The chip specifications reflect the density demands of the agentic era specifically: up to 288 efficient cores per package, 576 megabytes of last-level cache configured as a sandbox for tool execution, 12 memory channels with 8,000 megatransfers per second DDR5, and 96 lanes of PCIe Gen 5 alongside 64 lanes of CXL for accelerator connectivity (Intel Newsroom).
Intel claims the Xeon 6990E+, the top-bin part, delivers 1.3 times the performance per thread and 1.3 times the performance per thread per watt versus AMD's Epyc 9965. Those are Intel's own numbers, presented at a press conference, and should be treated accordingly (Data Center Dynamics).

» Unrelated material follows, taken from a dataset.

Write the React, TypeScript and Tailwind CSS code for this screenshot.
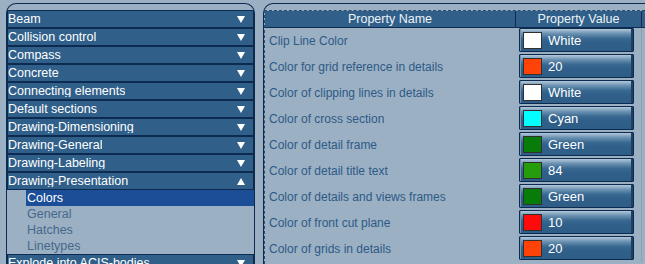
import React from 'react';

const categories = [
  'Beam',
  'Collision control',
  'Compass',
  'Concrete',
  'Connecting elements',
  'Default sections',
  'Drawing-Dimensioning',
  'Drawing-General',
  'Drawing-Labeling',
];

const subItems = ['Colors', 'General', 'Hatches', 'Linetypes'];

const properties = [
  { name: 'Clip Line Color', value: 'White', swatch: 'bg-[#ffffff]' },
  { name: 'Color for grid reference in details', value: '20', swatch: 'bg-[#ff4208]' },
  { name: 'Color of clipping lines in details', value: 'White', swatch: 'bg-[#ffffff]' },
  { name: 'Color of cross section', value: 'Cyan', swatch: 'bg-[#00ffff]' },
  { name: 'Color of detail frame', value: 'Green', swatch: 'bg-[#087c08]' },
  { name: 'Color of detail title text', value: '84', swatch: 'bg-[#249c0c]' },
  { name: 'Color of details and views frames', value: 'Green', swatch: 'bg-[#087c08]' },
  { name: 'Color of front cut plane', value: '10', swatch: 'bg-[#ff0a0a]' },
  { name: 'Color of grids in details', value: '20', swatch: 'bg-[#ff4208]' },
];

const Arrow = ({ up = false }: { up?: boolean }) => (
  <svg width="8" height="7" viewBox="0 0 8 7" className="mr-[8px] shrink-0">
    {up ? <polygon points="4,0 8,7 0,7" fill="#ffffff" /> : <polygon points="0,0 8,0 4,7" fill="#ffffff" />}
  </svg>
);

const CategoryRow = ({ label, up }: { label: string; up?: boolean }) => (
  <div className="h-[18px] shrink-0 border border-[#0d2b50] bg-[#30608a] flex items-center justify-between text-white text-[12.5px] leading-none">
    <span className="truncate">{label}</span>
    <Arrow up={up} />
  </div>
);

export default function App() {
  return (
    <div
      className="w-[645px] h-[264px] overflow-hidden bg-[#9cb0c4] flex pt-[3px]"
      style={{ fontFamily: '"Liberation Sans", Arial, sans-serif' }}
    >
      {/* Category tree */}
      <div className="ml-[6px] w-[249px] shrink-0 border border-b-0 border-[#0d2b50] rounded-t-[10px] pt-[6px] flex flex-col">
        {categories.map((c) => (
          <CategoryRow key={c} label={c} />
        ))}
        <CategoryRow label="Drawing-Presentation" up />
        <div className="flex flex-col shrink-0">
          {subItems.map((s, i) => (
            <div
              key={s}
              className={`ml-[19px] h-[16px] shrink-0 pl-px flex items-center text-[12.5px] leading-none ${
                i === 0 ? 'bg-[#1c4e98] text-white' : 'text-[#46688a]'
              }`}
            >
              {s}
            </div>
          ))}
        </div>
        <CategoryRow label="Explode into ACIS-bodies" />
      </div>

      {/* Property grid */}
      <div className="ml-[8px] flex-1 border border-r-0 border-b-0 border-[#0d2b50] rounded-tl-[10px] pt-[6px] flex flex-col min-w-0">
        <div className="flex flex-col border-l border-t border-dashed border-[#2a4a6e] flex-1">
          <div className="flex h-[17px] shrink-0 bg-[#30608a] text-[#eef3f8] text-[12.5px] leading-none border-b border-[#0d2b50]">
            <div className="w-[251px] shrink-0 flex items-center justify-center border-r border-[#0d2b50]">
              Property Name
            </div>
            <div className="w-[126px] shrink-0 flex items-center justify-center border-r border-[#0d2b50]">
              Property Value
            </div>
          </div>
          {properties.map((p) => (
            <div key={p.name} className="flex h-[26px] shrink-0">
              <div className="w-[251px] shrink-0 pl-[4px] flex items-center text-[12px] text-[#2c5a86] leading-none">
                {p.name}
              </div>
              <div className="w-[126px] shrink-0 pl-[3px] border-r border-[#8aa1b7]">
                <div className="w-[115px] h-[24px] border border-[#0d2b50] rounded-[1px] bg-[linear-gradient(to_bottom,#b4c9da_0%,#6d93b3_20%,#3a6a92_42%,#30608a_60%,#2e5d86_100%)] shadow-[inset_-2px_0_0_#1d3f62,inset_1px_0_0_#6f93b1] flex items-center pl-[3px]">
                  <div className={`w-[19px] h-[17px] border border-[#303030] ${p.swatch}`} />
                  <span className="ml-[6px] text-white text-[13px] leading-none">{p.value}</span>
                </div>
              </div>
            </div>
          ))}
        </div>
      </div>
    </div>
  );
}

Ericsson, which is deploying Xeon 6+ in its network infrastructure, reported independently sourced gains: 30 percent performance improvement at equivalent core counts, 60 percent better performance per watt, and a 38 percent reduction in runtime rack power consumption (Data Center Dynamics). Those numbers are worth noting because they come from a customer, not a vendor press release.
The Infrastructure Implication
The aggregate direction is clear even if every individual claim warrants skepticism: the industry is responding to a real shift in where agentic workloads spend their cycles. The GPU is not being displaced from AI. But the CPU is no longer a supporting actor in the data center AI stack. It is becoming a first-class citizen again, specifically because agents do work that the GPU was never designed to do.
This creates a structural challenge for inference providers who built their cost models around GPU-only deployments. If the CPU-to-GPU ratio is genuinely shifting toward one-to-one, the procurement math for agentic infrastructure changes significantly. Dense CPU racks like the 36,864-core design Intel showed this week are not a premium option for edge cases. They may be the baseline for anyone running agentic workloads at scale.
The disaggregated inference blueprint from Intel and SambaNova is a bet on exactly that shift. Whether it survives contact with real enterprise procurement cycles remains the open question. The architecture is sound. The commercial evidence is still thin.